§ Task prompt
State how many lines hold the word "index", with no other words.

§ Collected data
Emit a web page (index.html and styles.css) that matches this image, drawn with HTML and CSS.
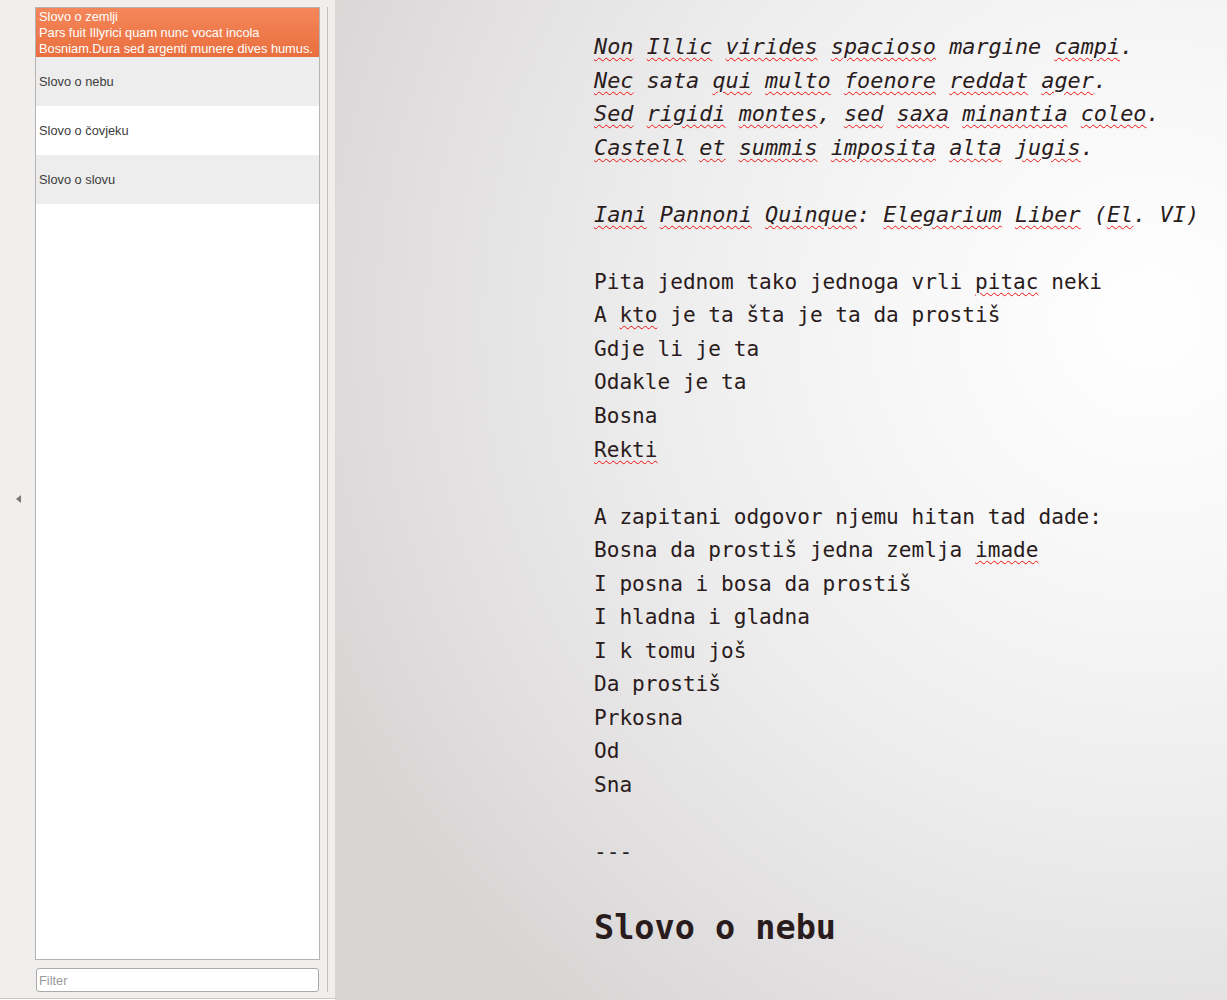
FILE: index.html
```html
<!DOCTYPE html>
<html>
<head>
<meta charset="utf-8">
<title>Slovo</title>
<link rel="stylesheet" href="styles.css">
</head>
<body>
<div class="app">
  <aside class="sidebar">
    <div class="collapse"><span class="arrow"></span></div>
    <div class="panel">
      <ul class="list">
        <li class="item selected">Slovo o zemlji<br>Pars fuit Illyrici quam nunc vocat incola<br>Bosniam.Dura sed argenti munere dives humus.</li>
        <li class="item odd">Slovo o nebu</li>
        <li class="item">Slovo o čovjeku</li>
        <li class="item odd">Slovo o slovu</li>
      </ul>
      <input class="filter" type="text" placeholder="Filter">
    </div>
    <div class="scroll"><div class="track"></div></div>
  </aside>
  <main class="editor">
    <div class="doc">
      <p class="stanza it"><span class="sp">Non</span> <span class="sp">Illic</span> <span class="sp">virides</span> <span class="sp">spacioso</span> margine <span class="sp">campi</span>.<br><span class="sp">Nec</span> sata <span class="sp">qui</span> <span class="sp">multo</span> <span class="sp">foenore</span> <span class="sp">reddat</span> <span class="sp">ager</span>.<br><span class="sp">Sed</span> <span class="sp">rigidi</span> <span class="sp">montes</span>, <span class="sp">sed</span> <span class="sp">saxa</span> <span class="sp">minantia</span> <span class="sp">coleo</span>.<br><span class="sp">Castell</span> <span class="sp">et</span> <span class="sp">summis</span> <span class="sp">imposita</span> <span class="sp">alta</span> <span class="sp">jugis</span>.</p>
      <p class="stanza it"><span class="sp">Iani</span> <span class="sp">Pannoni</span> <span class="sp">Quinque</span>: <span class="sp">Elegarium</span> <span class="sp">Liber</span> (<span class="sp">El</span>. VI)</p>
      <p class="stanza">Pita jednom tako jednoga vrli <span class="sp">pitac</span> neki<br>A <span class="sp">kto</span> je ta šta je ta da prostiš<br>Gdje li je ta<br>Odakle je ta<br>Bosna<br><span class="sp">Rekti</span></p>
      <p class="stanza">A zapitani odgovor njemu hitan tad dade:<br>Bosna da prostiš jedna zemlja <span class="sp">imade</span><br>I posna i bosa da prostiš<br>I hladna i gladna<br>I k tomu još<br>Da prostiš<br>Prkosna<br>Od<br>Sna</p>
      <p class="stanza">---</p>
      <h1 class="heading">Slovo o nebu</h1>
    </div>
  </main>
</div>
</body>
</html>
```

FILE: styles.css
```css
html, body {
  margin: 0;
  padding: 0;
  height: 100%;
  overflow: hidden;
}
.app {
  display: flex;
  width: 1227px;
  height: 1000px;
}
.sidebar {
  width: 335px;
  flex: none;
  display: flex;
  background: #f0efee;
  border-bottom: 1px solid #c9c7c5;
  box-sizing: border-box;
  height: 999px;
}
.collapse {
  width: 35px;
  flex: none;
  display: flex;
  align-items: center;
  justify-content: center;
}
.arrow {
  width: 0;
  height: 0;
  border-top: 4px solid transparent;
  border-bottom: 4px solid transparent;
  border-right: 5px solid #7a7977;
  margin-left: 1px;
}
.panel {
  width: 285px;
  flex: none;
  display: flex;
  flex-direction: column;
  padding-top: 7px;
}
.list {
  list-style: none;
  margin: 0;
  padding: 0;
  height: 953px;
  box-sizing: border-box;
  border: 1px solid #b6b4b2;
  background: #ffffff;
  overflow: hidden;
}
.item {
  height: 49px;
  display: flex;
  align-items: center;
  padding-left: 3px;
  font-family: "Liberation Sans", "Open Sans", sans-serif;
  font-size: 12.8px;
  color: #3c3c3c;
  background: #ffffff;
}
.item.odd {
  background: #ededed;
}
.item.selected {
  display: block;
  padding-top: 1px;
  box-sizing: border-box;
  line-height: 16px;
  color: #ffffff;
  background: linear-gradient(#f5875a, #e96e3d);
}
.filter {
  margin: 8px 0 0 1px;
  width: 283px;
  height: 24px;
  box-sizing: border-box;
  border: 1px solid #acaaa8;
  border-radius: 3px;
  background: #ffffff;
  padding: 0 2px;
  font-family: "Liberation Sans", "Open Sans", sans-serif;
  font-size: 12.8px;
  outline: none;
}
.filter::placeholder {
  color: #9a9a9a;
}
.scroll {
  flex: 1;
  display: flex;
  justify-content: center;
  padding: 7px 0 7px;
  box-sizing: border-box;
}
.track {
  width: 1px;
  height: 985px;
  background: #c2c0be;
  margin-left: -1px;
}
.editor {
  flex: 1;
  height: 1000px;
  overflow: hidden;
  background: radial-gradient(circle 900px at 815px 320px, #ffffff 0%, #f8f7f7 28%, #eeeded 55%, #e2e0e0 80%, #d8d5d5 100%);
  background-color: #d8d5d5;
}
.doc {
  padding: 30px 0 0 259px;
  font-family: "DejaVu Sans Mono", "Liberation Mono", monospace;
  font-size: 21.1px;
  line-height: 33.55px;
  color: #2a1c1c;
  white-space: nowrap;
}
.stanza {
  margin: 0 0 33.55px 0;
}
.it {
  font-style: italic;
  font-size: 21.85px;
}
.sp {
  text-decoration: underline wavy #ee1111;
  text-decoration-thickness: 1px;
  text-underline-offset: 3px;
}
.heading {
  margin: 39px 0 0 0;
  font-size: 33.5px;
  line-height: 40px;
  font-weight: bold;
}
```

§ Solution to the problem
2